Collapse and revival of a Dicke-type coherent narrowing in potassium vapor confined in a nanometric-thin cell

A nanometer-thin-cell (in the direction of laser beam propagation) has been elaborated with the thickness of the atomic vapor column varying smoothly in the range of $L = \unit[50-1500]{nm}$. The cell allows one to study the behavior of the resonance absorption over the $D_1$ line of potassium atoms by varying the laser intensity and the cell thickness from $L = \lambda / 2$ to $L = 2 \lambda$ with the step $\lambda/2$ ($\lambda =\unit[770]{nm}$ is the resonant wavelength of the laser).
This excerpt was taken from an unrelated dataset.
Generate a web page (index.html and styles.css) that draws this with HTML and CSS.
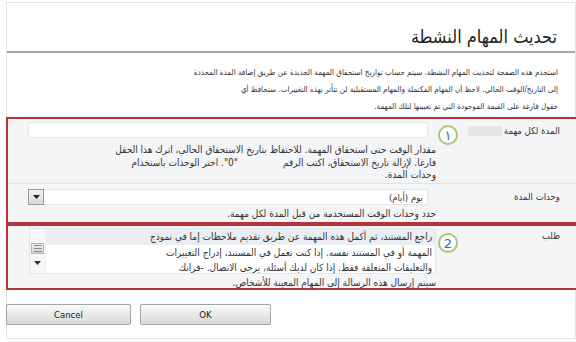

It is shown that despite the huge Doppler broadening ($>\unit[0.9]{GHz}$ at the cell temperature $\unit[170]{^{\circ}C}$), at low laser intensities a narrowing of the resonance absorption spectrum is observed for $L = \lambda/2$ ($\sim \unit[120]{ MHz}$ at FWHM) and $L = 3/2 \lambda$, whereas for $L = \lambda$ and $L =2\lambda$ the spectrum broadens. At moderate laser intensities narrowband velocity selective optical pumping (VSOP) resonances appear at $L = \lambda$ and $L=2\lambda $ with the linewidth close to the natural one. A comparison with saturated absorption spectra obtained in a 1-cm-sized K cell is presented. The developed theoretical model well describes the experiment.